Set exercise =>
Report, word for word, every line of the material that contains "with".

Front-end source files =>
--- BEGIN ---

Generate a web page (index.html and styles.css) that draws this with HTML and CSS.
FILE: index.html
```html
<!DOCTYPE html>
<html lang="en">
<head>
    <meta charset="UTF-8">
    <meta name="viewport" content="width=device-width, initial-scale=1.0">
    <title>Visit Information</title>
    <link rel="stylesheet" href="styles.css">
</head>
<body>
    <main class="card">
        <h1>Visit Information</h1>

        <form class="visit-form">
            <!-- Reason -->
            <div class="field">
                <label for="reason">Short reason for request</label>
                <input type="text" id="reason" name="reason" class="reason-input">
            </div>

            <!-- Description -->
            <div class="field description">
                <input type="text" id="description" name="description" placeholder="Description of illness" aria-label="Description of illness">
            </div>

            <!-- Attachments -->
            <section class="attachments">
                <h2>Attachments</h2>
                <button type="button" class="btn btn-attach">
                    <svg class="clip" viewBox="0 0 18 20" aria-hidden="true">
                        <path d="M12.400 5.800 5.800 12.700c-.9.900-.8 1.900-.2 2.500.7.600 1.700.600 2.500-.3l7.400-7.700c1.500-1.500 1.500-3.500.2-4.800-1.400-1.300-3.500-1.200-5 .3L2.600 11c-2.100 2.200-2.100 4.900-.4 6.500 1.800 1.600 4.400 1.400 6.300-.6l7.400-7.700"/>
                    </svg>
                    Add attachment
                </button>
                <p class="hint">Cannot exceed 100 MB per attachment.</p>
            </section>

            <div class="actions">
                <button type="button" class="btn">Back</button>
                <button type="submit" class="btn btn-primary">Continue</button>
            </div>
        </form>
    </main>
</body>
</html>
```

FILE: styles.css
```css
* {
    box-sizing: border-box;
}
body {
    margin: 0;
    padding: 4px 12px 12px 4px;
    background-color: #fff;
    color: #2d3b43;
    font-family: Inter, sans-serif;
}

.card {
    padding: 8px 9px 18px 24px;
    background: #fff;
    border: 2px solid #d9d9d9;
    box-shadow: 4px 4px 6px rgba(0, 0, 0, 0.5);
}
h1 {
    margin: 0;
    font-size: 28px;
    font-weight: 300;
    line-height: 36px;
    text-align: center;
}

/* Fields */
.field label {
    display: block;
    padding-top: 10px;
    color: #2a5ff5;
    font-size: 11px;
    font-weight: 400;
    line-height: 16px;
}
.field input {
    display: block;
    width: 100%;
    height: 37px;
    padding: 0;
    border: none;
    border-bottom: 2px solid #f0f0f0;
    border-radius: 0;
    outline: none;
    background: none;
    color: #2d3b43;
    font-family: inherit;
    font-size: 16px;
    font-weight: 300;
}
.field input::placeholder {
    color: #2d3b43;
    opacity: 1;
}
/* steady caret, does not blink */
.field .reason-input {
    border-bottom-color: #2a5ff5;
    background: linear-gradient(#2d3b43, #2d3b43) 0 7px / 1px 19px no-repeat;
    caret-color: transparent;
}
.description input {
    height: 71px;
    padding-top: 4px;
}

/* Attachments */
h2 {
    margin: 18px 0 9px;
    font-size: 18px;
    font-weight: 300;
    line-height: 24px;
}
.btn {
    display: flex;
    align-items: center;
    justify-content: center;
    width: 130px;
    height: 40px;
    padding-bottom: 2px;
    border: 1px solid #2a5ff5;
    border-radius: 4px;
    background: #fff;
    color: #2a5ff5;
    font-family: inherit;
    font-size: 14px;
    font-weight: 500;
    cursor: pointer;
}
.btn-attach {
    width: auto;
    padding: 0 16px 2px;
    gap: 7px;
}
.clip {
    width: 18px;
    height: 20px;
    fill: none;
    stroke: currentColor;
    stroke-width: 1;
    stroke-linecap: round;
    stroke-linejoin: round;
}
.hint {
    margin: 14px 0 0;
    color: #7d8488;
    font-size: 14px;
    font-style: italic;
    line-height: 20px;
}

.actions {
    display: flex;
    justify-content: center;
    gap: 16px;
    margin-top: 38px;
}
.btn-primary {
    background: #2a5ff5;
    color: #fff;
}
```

--- END ---
--- BEGIN ---

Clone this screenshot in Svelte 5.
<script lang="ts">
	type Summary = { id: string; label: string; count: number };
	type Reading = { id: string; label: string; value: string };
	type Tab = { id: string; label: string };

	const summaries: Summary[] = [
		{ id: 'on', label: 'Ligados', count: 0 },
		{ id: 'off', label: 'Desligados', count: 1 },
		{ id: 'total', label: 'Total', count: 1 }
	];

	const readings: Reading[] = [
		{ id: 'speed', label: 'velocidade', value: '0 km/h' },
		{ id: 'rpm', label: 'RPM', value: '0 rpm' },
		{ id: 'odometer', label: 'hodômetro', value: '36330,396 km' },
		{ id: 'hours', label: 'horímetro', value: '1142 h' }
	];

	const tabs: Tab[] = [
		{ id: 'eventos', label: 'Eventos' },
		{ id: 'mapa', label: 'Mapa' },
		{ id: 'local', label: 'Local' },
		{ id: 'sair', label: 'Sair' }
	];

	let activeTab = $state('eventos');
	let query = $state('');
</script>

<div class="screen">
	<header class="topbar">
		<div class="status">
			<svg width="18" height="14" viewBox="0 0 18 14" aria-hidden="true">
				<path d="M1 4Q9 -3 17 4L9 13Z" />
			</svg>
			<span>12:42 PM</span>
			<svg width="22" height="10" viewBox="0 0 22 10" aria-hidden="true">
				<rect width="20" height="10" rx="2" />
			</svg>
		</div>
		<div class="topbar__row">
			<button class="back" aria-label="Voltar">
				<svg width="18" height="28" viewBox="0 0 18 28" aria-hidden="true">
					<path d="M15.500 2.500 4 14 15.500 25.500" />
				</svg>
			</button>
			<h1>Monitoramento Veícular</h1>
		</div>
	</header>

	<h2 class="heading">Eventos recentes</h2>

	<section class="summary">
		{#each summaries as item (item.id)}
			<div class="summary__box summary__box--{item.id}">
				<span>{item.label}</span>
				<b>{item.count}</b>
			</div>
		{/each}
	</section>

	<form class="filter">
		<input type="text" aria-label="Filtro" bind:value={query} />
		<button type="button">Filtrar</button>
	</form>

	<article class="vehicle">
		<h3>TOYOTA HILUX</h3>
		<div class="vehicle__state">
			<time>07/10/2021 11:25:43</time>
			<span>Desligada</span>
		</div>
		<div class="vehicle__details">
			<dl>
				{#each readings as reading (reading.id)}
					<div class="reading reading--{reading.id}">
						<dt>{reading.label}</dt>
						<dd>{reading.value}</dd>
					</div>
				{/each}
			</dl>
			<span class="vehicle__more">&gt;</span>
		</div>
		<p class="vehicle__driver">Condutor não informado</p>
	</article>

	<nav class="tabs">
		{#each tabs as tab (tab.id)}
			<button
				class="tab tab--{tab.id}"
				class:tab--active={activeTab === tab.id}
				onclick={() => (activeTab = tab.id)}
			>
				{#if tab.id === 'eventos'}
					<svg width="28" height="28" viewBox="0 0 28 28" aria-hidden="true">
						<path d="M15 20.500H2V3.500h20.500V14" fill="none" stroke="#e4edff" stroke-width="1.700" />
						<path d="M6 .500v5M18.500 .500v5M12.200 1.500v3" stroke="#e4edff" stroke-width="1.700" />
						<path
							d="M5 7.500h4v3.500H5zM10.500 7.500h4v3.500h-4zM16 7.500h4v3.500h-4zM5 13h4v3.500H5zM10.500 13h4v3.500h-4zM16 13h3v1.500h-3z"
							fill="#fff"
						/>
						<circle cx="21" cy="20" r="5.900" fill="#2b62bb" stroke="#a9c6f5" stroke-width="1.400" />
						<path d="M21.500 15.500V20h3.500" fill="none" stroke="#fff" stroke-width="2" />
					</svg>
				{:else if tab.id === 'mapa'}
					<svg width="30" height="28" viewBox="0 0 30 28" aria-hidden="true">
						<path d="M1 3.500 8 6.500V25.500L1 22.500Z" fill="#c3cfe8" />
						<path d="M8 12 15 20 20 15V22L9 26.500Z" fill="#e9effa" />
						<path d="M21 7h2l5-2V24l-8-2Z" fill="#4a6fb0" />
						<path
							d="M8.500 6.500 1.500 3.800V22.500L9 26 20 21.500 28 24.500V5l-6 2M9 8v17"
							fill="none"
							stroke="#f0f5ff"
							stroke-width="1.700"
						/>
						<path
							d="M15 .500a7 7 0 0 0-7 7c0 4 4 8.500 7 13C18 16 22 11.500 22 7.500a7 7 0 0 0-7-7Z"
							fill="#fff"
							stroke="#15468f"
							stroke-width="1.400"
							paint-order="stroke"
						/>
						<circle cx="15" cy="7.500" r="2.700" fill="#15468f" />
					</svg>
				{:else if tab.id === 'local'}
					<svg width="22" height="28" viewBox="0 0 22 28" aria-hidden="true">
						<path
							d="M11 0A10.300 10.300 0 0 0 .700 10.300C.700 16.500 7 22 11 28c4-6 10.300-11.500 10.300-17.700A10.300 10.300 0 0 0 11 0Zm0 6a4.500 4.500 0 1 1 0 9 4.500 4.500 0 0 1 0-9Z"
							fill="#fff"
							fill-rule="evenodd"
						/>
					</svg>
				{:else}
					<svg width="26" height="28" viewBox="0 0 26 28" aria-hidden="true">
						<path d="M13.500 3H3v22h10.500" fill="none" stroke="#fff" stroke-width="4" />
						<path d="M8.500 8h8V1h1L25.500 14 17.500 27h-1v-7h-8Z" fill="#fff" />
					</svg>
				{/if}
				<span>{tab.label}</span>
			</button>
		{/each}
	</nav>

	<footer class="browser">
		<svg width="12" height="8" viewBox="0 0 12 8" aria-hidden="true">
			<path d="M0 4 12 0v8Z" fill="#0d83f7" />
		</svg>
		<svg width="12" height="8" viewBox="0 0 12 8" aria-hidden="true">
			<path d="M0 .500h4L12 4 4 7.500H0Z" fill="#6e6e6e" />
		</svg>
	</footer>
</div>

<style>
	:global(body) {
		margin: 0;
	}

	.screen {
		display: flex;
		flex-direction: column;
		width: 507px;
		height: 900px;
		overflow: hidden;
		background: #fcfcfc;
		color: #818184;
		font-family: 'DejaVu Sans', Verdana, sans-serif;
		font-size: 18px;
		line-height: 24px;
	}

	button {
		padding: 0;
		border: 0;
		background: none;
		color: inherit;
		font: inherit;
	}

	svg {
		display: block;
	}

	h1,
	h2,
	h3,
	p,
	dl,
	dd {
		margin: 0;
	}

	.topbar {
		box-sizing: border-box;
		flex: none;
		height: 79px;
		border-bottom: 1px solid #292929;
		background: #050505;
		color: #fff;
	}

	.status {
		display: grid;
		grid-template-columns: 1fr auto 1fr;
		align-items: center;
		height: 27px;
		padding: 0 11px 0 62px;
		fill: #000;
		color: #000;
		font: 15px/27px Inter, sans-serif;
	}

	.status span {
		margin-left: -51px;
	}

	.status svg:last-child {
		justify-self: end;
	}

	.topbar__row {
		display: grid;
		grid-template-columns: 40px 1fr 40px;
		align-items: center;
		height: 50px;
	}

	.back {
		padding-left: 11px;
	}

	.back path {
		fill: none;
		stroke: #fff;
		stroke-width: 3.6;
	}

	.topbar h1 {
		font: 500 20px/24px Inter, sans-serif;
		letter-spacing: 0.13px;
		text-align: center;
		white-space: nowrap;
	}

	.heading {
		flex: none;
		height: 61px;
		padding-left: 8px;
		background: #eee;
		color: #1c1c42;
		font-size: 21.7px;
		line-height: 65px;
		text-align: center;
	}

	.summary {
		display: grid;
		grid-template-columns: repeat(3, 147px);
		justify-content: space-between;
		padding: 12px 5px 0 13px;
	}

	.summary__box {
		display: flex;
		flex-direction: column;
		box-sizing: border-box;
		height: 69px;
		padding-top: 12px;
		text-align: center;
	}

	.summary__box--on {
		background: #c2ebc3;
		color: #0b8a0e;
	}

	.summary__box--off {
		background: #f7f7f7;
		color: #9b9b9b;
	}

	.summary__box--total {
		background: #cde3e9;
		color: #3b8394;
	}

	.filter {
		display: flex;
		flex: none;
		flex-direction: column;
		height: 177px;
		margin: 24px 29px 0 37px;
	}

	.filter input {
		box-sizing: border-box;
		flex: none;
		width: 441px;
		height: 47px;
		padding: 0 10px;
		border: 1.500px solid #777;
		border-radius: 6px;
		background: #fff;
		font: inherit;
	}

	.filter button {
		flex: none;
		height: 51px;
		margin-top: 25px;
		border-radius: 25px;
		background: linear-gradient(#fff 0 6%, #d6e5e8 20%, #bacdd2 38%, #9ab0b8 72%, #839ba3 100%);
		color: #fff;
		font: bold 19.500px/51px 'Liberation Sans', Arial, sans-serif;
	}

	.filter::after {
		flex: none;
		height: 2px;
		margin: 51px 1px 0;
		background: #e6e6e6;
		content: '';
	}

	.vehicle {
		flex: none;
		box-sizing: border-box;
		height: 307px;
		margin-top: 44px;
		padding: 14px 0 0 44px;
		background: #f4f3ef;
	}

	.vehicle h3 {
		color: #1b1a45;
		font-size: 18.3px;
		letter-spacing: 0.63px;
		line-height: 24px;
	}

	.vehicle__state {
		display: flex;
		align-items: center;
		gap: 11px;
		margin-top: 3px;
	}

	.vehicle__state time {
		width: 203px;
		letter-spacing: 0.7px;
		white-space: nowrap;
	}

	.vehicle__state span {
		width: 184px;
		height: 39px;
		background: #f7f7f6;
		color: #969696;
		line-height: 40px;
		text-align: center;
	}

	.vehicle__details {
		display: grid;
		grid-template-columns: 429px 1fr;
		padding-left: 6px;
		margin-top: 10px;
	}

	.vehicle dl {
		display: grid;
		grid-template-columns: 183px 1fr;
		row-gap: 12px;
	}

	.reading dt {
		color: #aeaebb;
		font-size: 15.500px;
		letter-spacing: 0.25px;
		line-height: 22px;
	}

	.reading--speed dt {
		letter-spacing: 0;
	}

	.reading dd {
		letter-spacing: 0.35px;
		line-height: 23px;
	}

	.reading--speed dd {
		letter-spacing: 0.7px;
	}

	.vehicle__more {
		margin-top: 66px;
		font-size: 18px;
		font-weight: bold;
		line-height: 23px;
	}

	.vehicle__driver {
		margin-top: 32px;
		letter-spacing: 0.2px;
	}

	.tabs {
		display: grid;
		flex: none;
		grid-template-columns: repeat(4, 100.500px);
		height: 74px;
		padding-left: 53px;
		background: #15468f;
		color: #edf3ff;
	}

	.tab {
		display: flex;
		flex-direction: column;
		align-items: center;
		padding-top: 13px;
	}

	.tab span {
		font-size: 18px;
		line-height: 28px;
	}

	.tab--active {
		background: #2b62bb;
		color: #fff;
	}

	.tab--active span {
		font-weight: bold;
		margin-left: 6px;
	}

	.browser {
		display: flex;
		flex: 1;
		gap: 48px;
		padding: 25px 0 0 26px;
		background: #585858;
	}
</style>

--- END ---
--- BEGIN ---

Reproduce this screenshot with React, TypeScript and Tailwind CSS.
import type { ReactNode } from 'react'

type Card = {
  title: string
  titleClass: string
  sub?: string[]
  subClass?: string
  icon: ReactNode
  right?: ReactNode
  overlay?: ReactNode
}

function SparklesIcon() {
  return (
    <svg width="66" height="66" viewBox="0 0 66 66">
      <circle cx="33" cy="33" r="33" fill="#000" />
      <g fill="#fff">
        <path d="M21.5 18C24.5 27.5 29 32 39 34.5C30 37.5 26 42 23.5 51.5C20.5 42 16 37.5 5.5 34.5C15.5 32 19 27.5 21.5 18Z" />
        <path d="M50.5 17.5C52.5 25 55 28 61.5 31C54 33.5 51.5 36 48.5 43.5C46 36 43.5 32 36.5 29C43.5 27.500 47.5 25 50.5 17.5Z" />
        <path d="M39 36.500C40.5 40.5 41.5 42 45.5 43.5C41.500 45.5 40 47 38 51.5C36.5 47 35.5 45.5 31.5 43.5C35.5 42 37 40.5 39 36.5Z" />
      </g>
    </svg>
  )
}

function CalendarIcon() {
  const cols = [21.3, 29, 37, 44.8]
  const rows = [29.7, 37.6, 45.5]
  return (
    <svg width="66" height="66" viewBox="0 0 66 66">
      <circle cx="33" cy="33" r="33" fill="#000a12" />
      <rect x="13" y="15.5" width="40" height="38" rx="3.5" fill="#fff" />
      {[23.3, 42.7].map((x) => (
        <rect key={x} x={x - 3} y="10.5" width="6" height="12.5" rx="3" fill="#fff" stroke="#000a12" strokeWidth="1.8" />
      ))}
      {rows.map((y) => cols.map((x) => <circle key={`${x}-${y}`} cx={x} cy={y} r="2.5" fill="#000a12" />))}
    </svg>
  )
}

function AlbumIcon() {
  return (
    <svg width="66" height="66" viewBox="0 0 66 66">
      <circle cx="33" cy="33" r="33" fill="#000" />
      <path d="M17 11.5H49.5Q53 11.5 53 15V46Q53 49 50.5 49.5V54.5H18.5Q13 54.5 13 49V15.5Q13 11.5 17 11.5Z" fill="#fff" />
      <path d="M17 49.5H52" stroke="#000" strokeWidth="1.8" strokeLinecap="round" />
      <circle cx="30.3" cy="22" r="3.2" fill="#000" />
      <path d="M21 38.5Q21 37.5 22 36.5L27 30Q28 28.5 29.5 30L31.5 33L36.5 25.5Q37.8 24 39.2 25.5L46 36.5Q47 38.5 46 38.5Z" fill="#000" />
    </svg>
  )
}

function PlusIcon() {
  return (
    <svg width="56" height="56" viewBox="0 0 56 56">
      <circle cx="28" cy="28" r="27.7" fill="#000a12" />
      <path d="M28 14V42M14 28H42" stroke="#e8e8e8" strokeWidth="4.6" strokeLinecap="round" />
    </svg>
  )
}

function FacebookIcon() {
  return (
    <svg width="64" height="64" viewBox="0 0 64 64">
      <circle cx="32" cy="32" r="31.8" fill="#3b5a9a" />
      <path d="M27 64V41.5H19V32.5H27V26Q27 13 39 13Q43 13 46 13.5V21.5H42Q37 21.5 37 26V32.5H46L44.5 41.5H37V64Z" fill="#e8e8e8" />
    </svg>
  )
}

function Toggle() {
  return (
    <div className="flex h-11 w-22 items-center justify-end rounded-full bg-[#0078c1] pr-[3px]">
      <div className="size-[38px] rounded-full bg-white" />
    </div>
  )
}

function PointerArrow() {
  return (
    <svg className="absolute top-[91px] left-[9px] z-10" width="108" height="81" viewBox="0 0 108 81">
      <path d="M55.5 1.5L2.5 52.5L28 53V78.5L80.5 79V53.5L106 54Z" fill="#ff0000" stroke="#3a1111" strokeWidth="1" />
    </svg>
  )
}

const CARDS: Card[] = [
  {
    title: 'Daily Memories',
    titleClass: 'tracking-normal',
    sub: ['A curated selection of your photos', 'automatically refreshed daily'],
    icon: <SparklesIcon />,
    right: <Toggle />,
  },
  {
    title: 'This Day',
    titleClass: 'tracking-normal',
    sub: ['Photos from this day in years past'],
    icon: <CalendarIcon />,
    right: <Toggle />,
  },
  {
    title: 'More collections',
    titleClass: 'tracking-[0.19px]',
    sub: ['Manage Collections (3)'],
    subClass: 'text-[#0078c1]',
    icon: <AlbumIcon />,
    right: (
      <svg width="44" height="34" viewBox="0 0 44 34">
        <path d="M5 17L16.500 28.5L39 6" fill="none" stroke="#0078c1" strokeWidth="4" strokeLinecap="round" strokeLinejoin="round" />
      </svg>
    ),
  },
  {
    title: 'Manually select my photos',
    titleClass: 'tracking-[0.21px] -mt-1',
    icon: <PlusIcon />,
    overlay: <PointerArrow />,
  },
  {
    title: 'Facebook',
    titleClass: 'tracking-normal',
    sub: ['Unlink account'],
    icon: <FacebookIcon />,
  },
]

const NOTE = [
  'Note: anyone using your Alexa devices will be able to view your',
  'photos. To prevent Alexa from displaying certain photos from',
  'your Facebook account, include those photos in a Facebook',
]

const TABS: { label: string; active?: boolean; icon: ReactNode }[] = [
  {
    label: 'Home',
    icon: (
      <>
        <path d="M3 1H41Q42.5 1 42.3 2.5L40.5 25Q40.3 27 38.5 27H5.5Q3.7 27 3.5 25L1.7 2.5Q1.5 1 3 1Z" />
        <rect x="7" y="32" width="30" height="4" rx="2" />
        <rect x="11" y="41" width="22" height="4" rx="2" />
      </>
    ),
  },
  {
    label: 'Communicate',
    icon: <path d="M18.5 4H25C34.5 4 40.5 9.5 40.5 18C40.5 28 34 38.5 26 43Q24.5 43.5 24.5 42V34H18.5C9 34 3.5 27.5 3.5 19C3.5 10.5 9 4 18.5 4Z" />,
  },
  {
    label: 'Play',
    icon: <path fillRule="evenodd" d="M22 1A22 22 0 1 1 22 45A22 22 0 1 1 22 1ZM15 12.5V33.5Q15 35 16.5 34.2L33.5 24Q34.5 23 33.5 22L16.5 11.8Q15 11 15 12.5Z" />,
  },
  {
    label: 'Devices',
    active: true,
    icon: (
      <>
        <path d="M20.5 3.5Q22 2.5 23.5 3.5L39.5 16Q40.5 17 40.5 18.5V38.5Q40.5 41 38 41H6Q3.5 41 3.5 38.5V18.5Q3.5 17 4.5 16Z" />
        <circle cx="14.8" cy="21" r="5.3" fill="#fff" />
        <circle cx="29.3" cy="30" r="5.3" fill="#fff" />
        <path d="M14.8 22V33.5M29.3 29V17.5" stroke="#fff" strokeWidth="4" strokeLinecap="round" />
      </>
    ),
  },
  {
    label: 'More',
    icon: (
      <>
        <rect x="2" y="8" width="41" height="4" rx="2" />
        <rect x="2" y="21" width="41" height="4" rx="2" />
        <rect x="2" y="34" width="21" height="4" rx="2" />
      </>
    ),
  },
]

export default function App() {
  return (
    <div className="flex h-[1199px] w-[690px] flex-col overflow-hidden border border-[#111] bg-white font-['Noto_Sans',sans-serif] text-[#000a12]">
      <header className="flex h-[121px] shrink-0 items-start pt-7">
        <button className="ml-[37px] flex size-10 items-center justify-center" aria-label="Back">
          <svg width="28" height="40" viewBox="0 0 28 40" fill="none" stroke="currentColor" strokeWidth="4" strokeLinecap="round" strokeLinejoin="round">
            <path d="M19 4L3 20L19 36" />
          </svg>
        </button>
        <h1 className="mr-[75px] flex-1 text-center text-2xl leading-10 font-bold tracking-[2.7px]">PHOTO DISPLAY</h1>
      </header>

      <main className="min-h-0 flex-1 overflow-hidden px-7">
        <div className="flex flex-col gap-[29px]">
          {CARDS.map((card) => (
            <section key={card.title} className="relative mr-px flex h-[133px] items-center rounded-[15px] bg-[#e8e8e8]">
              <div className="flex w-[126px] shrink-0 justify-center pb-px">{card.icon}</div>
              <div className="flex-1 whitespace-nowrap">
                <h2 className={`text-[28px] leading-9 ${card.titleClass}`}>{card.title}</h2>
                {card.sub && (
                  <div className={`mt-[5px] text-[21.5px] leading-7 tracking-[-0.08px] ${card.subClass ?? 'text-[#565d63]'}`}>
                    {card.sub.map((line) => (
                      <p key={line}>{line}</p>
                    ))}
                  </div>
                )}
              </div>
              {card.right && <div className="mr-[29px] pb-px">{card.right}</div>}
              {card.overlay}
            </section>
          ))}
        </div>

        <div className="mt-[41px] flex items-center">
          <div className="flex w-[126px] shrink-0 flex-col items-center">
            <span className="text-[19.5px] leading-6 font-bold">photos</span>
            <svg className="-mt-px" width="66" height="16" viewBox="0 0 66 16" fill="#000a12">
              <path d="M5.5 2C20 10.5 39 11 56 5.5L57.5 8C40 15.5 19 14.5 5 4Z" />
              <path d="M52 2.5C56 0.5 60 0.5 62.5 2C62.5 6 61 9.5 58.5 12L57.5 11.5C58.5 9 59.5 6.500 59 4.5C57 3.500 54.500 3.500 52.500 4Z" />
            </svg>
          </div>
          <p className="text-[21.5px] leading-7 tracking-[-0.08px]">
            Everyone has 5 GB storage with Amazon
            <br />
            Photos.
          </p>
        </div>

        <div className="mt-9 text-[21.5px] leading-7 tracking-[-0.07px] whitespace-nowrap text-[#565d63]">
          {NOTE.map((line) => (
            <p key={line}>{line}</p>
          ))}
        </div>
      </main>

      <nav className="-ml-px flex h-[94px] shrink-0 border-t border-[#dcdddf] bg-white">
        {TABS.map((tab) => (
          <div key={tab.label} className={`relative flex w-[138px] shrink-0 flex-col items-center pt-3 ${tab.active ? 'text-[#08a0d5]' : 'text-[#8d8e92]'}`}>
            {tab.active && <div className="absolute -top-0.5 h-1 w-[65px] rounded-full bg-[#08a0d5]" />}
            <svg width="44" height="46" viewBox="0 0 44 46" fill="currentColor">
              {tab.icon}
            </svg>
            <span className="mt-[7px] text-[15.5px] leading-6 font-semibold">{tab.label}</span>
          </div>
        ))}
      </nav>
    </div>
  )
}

--- END ---

Problem solution =>
Generate a web page (index.html and styles.css) that draws this with HTML and CSS.
Reproduce this screenshot with React, TypeScript and Tailwind CSS.
            Everyone has 5 GB storage with Amazon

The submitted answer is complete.